What is Tennis Elbow?
Tennis elbow is one of several overuse injuries that can affect your
elbow. Other similar conditions include golfer's elbow and Little League
elbow — but they involve a different part of your elbow.
The pain of tennis elbow occurs primarily where the tendons of your
forearm muscles attach to the bony prominence on the outside of your elbow
(lateral epicondyle). Pain can also spread (radiate) into your forearm and
wrist. Another name for tennis elbow is lateral epicondylitis. The
bony spot where pain occurs is near the lower end of the humerus, the bone
that connects your shoulder to your forearm at the elbow.
By contrast, both the pain of golfer's elbow and the pain of Little
League elbow occur at the bony prominence on the inside of your elbow
(medial epicondyle). These conditions also go by the name medial
Although playing tennis is one cause of tennis elbow, many other common
activities can cause the condition. Treatments commonly involve rest and
use of anti-inflammatory medications. Rarely, surgery is an option.
Signs and symptoms of tennis elbow
- Pain that radiates from the outside of your elbow into your forearm
- Pain when you touch or bump the outside of your elbow
- A weak grip
- A painful grip, such as when you shake hands or grip a doorknob
- Pain when you straighten or extend your wrist or hand
- Pain in your elbow when lifting something heavy
- Pain during repetitive movements of your wrist
Sometimes, you may feel pain even when you aren't moving your arm.
What are the causes of Tennis Elbow ?
Often tennis elbow is caused by repeated strain on the muscles of the
forearm that extend the wrist and fingers. Activities such as playing
tennis, golf, or repeated twisting or extension of the wrist during work
or hobby activities, may strain these muscles.
In rare instances, a direct blow to the elbow may cause this condition.
The inflammation comes on without any definite cause, and this may be due
to an arthritis, rheumatism or gout.
Other causes may include a pinched nerve in the neck, referred pain
from a shoulder problem, or pressure on the radial nerve in the region of
the elbow which is called radial tunnel syndrome.
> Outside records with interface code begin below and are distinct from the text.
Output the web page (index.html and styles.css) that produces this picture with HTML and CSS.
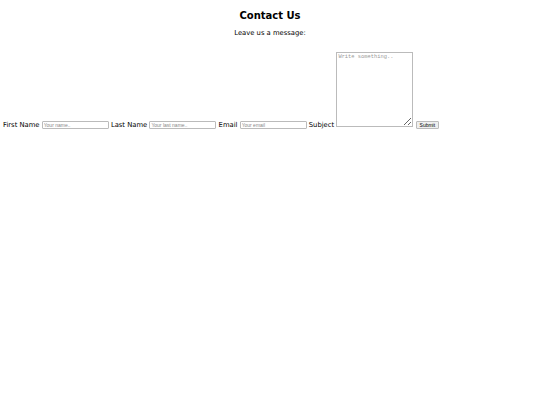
FILE: index.html
```html
<!DOCTYPE html>
<html>
<head>
<meta charset="utf-8">
<link rel="stylesheet" href="styles.css">
</head>
<body>
<h2 class="title">Contact Us</h2>
<p class="intro">Leave us a message:</p>
<form class="contact-form">
<label class="lbl" for="fname">First Name</label>
<input class="field" type="text" id="fname" placeholder="Your name..">
<label class="lbl" for="lname">Last Name</label>
<input class="field" type="text" id="lname" placeholder="Your last name..">
<label class="lbl" for="email">Email</label>
<input class="field" type="text" id="email" placeholder="Your email">
<label class="lbl" for="subject">Subject</label>
<textarea class="msg" id="subject" placeholder="Write something.."></textarea>
<input class="submit" type="submit" value="Submit">
</form>
</body>
</html>
```
FILE: styles.css
```css
html, body {
  background: #fff;
}
body {
  margin: 3px;
  font-family: "DejaVu Sans", sans-serif;
  font-size: 6.8px;
  color: #000;
}
.title {
  text-align: center;
  font-size: 10px;
  font-weight: bold;
  margin: 7px 0 0 0;
  line-height: 12px;
}
.intro {
  text-align: center;
  margin: 7px 0 0 0;
  line-height: 8px;
}
.contact-form {
  margin-top: 15px;
}
.lbl {
  font-size: 6.8px;
}
.field {
  width: 63px;
  height: 6px;
  padding: 0 1px;
  margin: 0;
  font-family: "Liberation Sans", Arial, sans-serif;
  font-size: 5px;
  border: 1px solid #bbb;
  border-radius: 1px;
  box-sizing: content-box;
}
.field::placeholder {
  color: #888;
}
.msg {
  width: 77px;
  height: 75px;
  padding: 1px;
  margin: 0;
  border: 1px solid #bbb;
  font-family: "Liberation Mono", monospace;
  font-size: 5.4px;
  box-sizing: border-box;
  resize: both;
}
.msg::placeholder {
  color: #999;
}
.submit {
  font-family: "Liberation Sans", Arial, sans-serif;
  font-size: 5px;
  height: 8px;
  line-height: 6px;
  padding: 0 3px;
  margin: 0;
  border: 1px solid #bbb;
  background: #efefef;
  border-radius: 1px;
}
```
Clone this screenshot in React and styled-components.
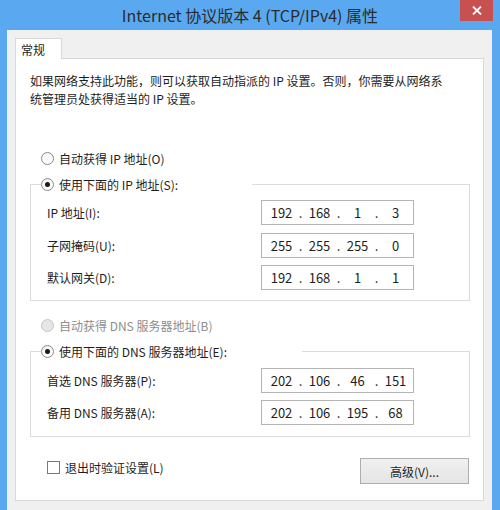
import styled, { createGlobalStyle } from "styled-components";

const FONT = `"Segoe UI", "Noto Sans CJK SC", "Noto Sans", sans-serif`;

const GlobalStyle = createGlobalStyle`
    html, body {
        margin: 0;
        padding: 0;
        background: #5aa9f0;
    }
    body {
        font-family: ${FONT};
        font-size: 12px;
        color: #1e1e1e;
    }
`;

const Window = styled.div`
    width: 500px;
    height: 510px;
    display: flex;
    flex-direction: column;
    background: #5aa9f0;
    overflow: hidden;
`;

const TitleBar = styled.div`
    position: relative;
    height: 30px;
    flex-shrink: 0;
    display: flex;
    align-items: center;
    justify-content: center;
`;

const TitleText = styled.span`
    font-size: 16px;
    color: #2b2b2b;
    margin-top: -1px;
    white-space: nowrap;
`;

const CloseButton = styled.div`
    position: absolute;
    top: 0;
    right: 7px;
    width: 33px;
    height: 21px;
    background: #c75050;
    display: flex;
    align-items: center;
    justify-content: center;

    svg {
        width: 10px;
        height: 9px;
    }
`;

const Client = styled.div`
    flex: 1;
    margin: 0 8px 0 7px;
    padding: 8px 8px 9px 8px;
    background: #f0f0f0;
    display: flex;
    flex-direction: column;
`;

const TabStrip = styled.div`
    display: flex;
    margin-bottom: -1px;
    position: relative;
    z-index: 1;
`;

const Tab = styled.div`
    width: 40px;
    height: 20px;
    padding-left: 5px;
    background: #fff;
    border: 1px solid #d9d9d9;
    border-bottom: none;
    font-size: 12px;
    line-height: 22px;
`;

const Panel = styled.div`
    flex: 1;
    background: #fff;
    border: 1px solid #d9d9d9;
    padding: 13px 13px 16px 14px;
    display: flex;
    flex-direction: column;
`;

const Intro = styled.p`
    margin: 0 0 41px 0;
    line-height: 18px;
    font-size: 12px;
`;

const OptionRow = styled.label`
    display: flex;
    align-items: center;
    height: 18px;
    padding-left: 11px;
    margin-top: ${(p) => p.$gap || 0}px;
    color: ${(p) => (p.$disabled ? "#8d8d8d" : "#1e1e1e")};
    white-space: nowrap;
`;

const RadioDot = styled.span`
    width: 11px;
    height: 11px;
    border-radius: 50%;
    border: 1px solid ${(p) => (p.$disabled ? "#c4c4c4" : "#8a8a8a")};
    background: ${(p) =>
        p.$disabled ? "#e6e6e6" : "linear-gradient(#f4f4f4, #ffffff)"};
    margin-right: 5px;
    display: flex;
    align-items: center;
    justify-content: center;
    flex-shrink: 0;

    &::after {
        content: "";
        width: 5px;
        height: 5px;
        border-radius: 50%;
        background: #1a1a1a;
        display: ${(p) => (p.$checked ? "block" : "none")};
    }
`;

const Group = styled.fieldset`
    margin: 8px 0 0 0;
    padding: ${(p) => p.$pt}px 0 ${(p) => p.$pb}px 0;
    border: 1px solid #dcdcdc;
    min-inline-size: 0;
    display: flex;
    flex-direction: column;
    gap: ${(p) => p.$rowGap}px;
`;

const GroupLegend = styled.legend`
    padding: 0;
    margin-left: 10px;
    width: ${(p) => p.$width}px;
    height: 18px;
    display: flex;
    align-items: center;
    background: #fff;
    white-space: nowrap;
`;

const FieldRow = styled.div`
    display: flex;
    align-items: center;
    height: 25px;
    padding-left: 16px;
`;

const FieldLabel = styled.span`
    width: 214px;
    flex-shrink: 0;
`;

const IpBox = styled.div`
    box-sizing: border-box;
    width: 153px;
    height: 25px;
    border: 1px solid #b4b4b4;
    display: flex;
    align-items: center;
    padding-left: 4px;
    font-size: 13px;
    color: #1e1e1e;
`;

const Octet = styled.span`
    width: 31px;
    text-align: center;
`;

const Dot = styled.span`
    width: 7px;
    text-align: center;
`;

const Footer = styled.div`
    display: flex;
    justify-content: space-between;
    align-items: flex-start;
    margin-top: 21px;
    padding-left: 17px;
    padding-right: 1px;
`;

const CheckRow = styled.label`
    display: flex;
    align-items: center;
    height: 18px;
`;

const CheckBox = styled.span`
    width: 11px;
    height: 11px;
    border: 1px solid #7a7a7a;
    background: #fff;
    margin-right: 5px;
    flex-shrink: 0;
`;

const Button = styled.div`
    width: 109px;
    height: 26px;
    box-sizing: border-box;
    border: 1px solid #adadad;
    background: linear-gradient(#f0f0f0, #e5e5e5);
    display: flex;
    align-items: center;
    justify-content: center;
    font-size: 12px;
`;

function IpAddress({ value }) {
    const parts = value.split(".");
    return (
        <IpBox>
            {parts.map((part, i) => (
                <span key={i} style={{ display: "contents" }}>
                    <Octet>{part}</Octet>
                    {i < parts.length - 1 && <Dot>.</Dot>}
                </span>
            ))}
        </IpBox>
    );
}

const IP_FIELDS = [
    ["IP 地址(I):", "192.168.1.3"],
    ["子网掩码(U):", "255.255.255.0"],
    ["默认网关(D):", "192.168.1.1"],
];

const DNS_FIELDS = [
    ["首选 DNS 服务器(P):", "202.106.46.151"],
    ["备用 DNS 服务器(A):", "202.106.195.68"],
];

export default function App() {
    return (
        <>
            <GlobalStyle />
            <Window>
                <TitleBar>
                    <TitleText>Internet 协议版本 4 (TCP/IPv4) 属性</TitleText>
                    <CloseButton aria-label="关闭">
                        <svg viewBox="0 0 10 9" fill="none" stroke="#fff" strokeWidth="1.8">
                            <path d="M1 0.5 L9 8.5 M9 0.5 L1 8.5" />
                        </svg>
                    </CloseButton>
                </TitleBar>
                <Client>
                    <TabStrip>
                        <Tab>常规</Tab>
                    </TabStrip>
                    <Panel>
                        <Intro>
                            如果网络支持此功能，则可以获取自动指派的 IP 设置。否则，你需要从网络系
                            <br />
                            统管理员处获得适当的 IP 设置。
                        </Intro>

                        <OptionRow>
                            <RadioDot />
                            自动获得 IP 地址(O)
                        </OptionRow>
                        <Group $pt={7} $pb={10} $rowGap={7.5}>
                            <GroupLegend $width={211}>
                                <RadioDot $checked />
                                使用下面的 IP 地址(S):
                            </GroupLegend>
                            {IP_FIELDS.map(([label, value]) => (
                                <FieldRow key={label}>
                                    <FieldLabel>{label}</FieldLabel>
                                    <IpAddress value={value} />
                                </FieldRow>
                            ))}
                        </Group>

                        <OptionRow $gap={15} $disabled>
                            <RadioDot $disabled />
                            自动获得 DNS 服务器地址(B)
                        </OptionRow>
                        <Group $pt={8} $pb={11} $rowGap={7}>
                            <GroupLegend $width={261}>
                                <RadioDot $checked />
                                使用下面的 DNS 服务器地址(E):
                            </GroupLegend>
                            {DNS_FIELDS.map(([label, value]) => (
                                <FieldRow key={label}>
                                    <FieldLabel>{label}</FieldLabel>
                                    <IpAddress value={value} />
                                </FieldRow>
                            ))}
                        </Group>

                        <Footer>
                            <CheckRow>
                                <CheckBox />
                                退出时验证设置(L)
                            </CheckRow>
                            <Button>高级(V)...</Button>
                        </Footer>
                    </Panel>
                </Client>
            </Window>
        </>
    );
}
Furthermore, quite a wide range of common arm
motions can result in tennis elbow. These activities may include:
- Using a screwdriver
- Carrying heavy weights, such as a suitcase
- Motions used in gardening, such as pulling weeds
How is Tennis Elbow Diagnosed?
Examination of the effected elbow will usually reveal tenderness and
discomfort when pressure is applied to this area.
X-ray may help to determine the problem.
The doctor may also examine your neck, as this may be the cause, or part
of the problem
Initial treatment of tennis elbow usually involves self-care steps
including rest, icing the area and use of acetaminophen or
over-the-counter (OTC) anti-inflammatory medications. If those steps don't
help and you still have pain and limited motion after a week or so, your
doctor may suggest other steps. These may include:
- Analyzing your arm motions. Your doctor may
suggest that experts evaluate your tennis technique or job tasks to
determine the best steps to reduce stress on your injured tissue. This
may mean going to a two-handed backhand in tennis or taking ergonomic
steps at work to ensure that the way you use your wrist and forearm
doesn't continue to contribute to your symptoms.
- Prescription medications. If your use of OTC
medications hasn't reduced pain and inflammation, your doctor may
prescribe stronger medications for a short period of time.
- Exercises. Your doctor — or physical
therapist to whom you've been referred by your doctor — may suggest
exercises to gradually stretch and strengthen your muscles, especially
the muscles of your forearm. Once you've learned these exercises, you
can do them at home or at work. Your doctor may also suggest you wear
straps or braces to reduce stress on the injured tissue.
Magnetic Therapy. The application of static high strength magnets at
the point of pain will reduce inflammation, swelling and therefore pain.
Magnets should be worn over a 3-4 weeks period.
- Corticosteroids. If your pain is severe and
persistent, your doctor may suggest an injection of a corticosteroid
medication. Corticosteroids are drugs that help to reduce pain, swelling
and inflammation. Injectable corticosteroids rarely cause serious side
effects, although they may temporarily raise blood sugar levels in
people with diabetes. Your doctor may also suggest use of topical corticosteroids for pain
relief. These corticosteroids are absorbed through your skin.
- Surgery.If other approaches haven't
relieved your pain, if you've been faithful with your rehabilitation
program and given it enough time, and if the activity of your arm is
still restricted, your doctor may suggest surgery. You'll be able to
have the surgery done on an outpatient basis, meaning you can go home
the same day. Surgery involves either trimming the inflamed tendon, or
surgically releasing and then re-attaching the tendon to relieve pain.
Prevention of tennis elbow:
Lift objects with your palm facing the body.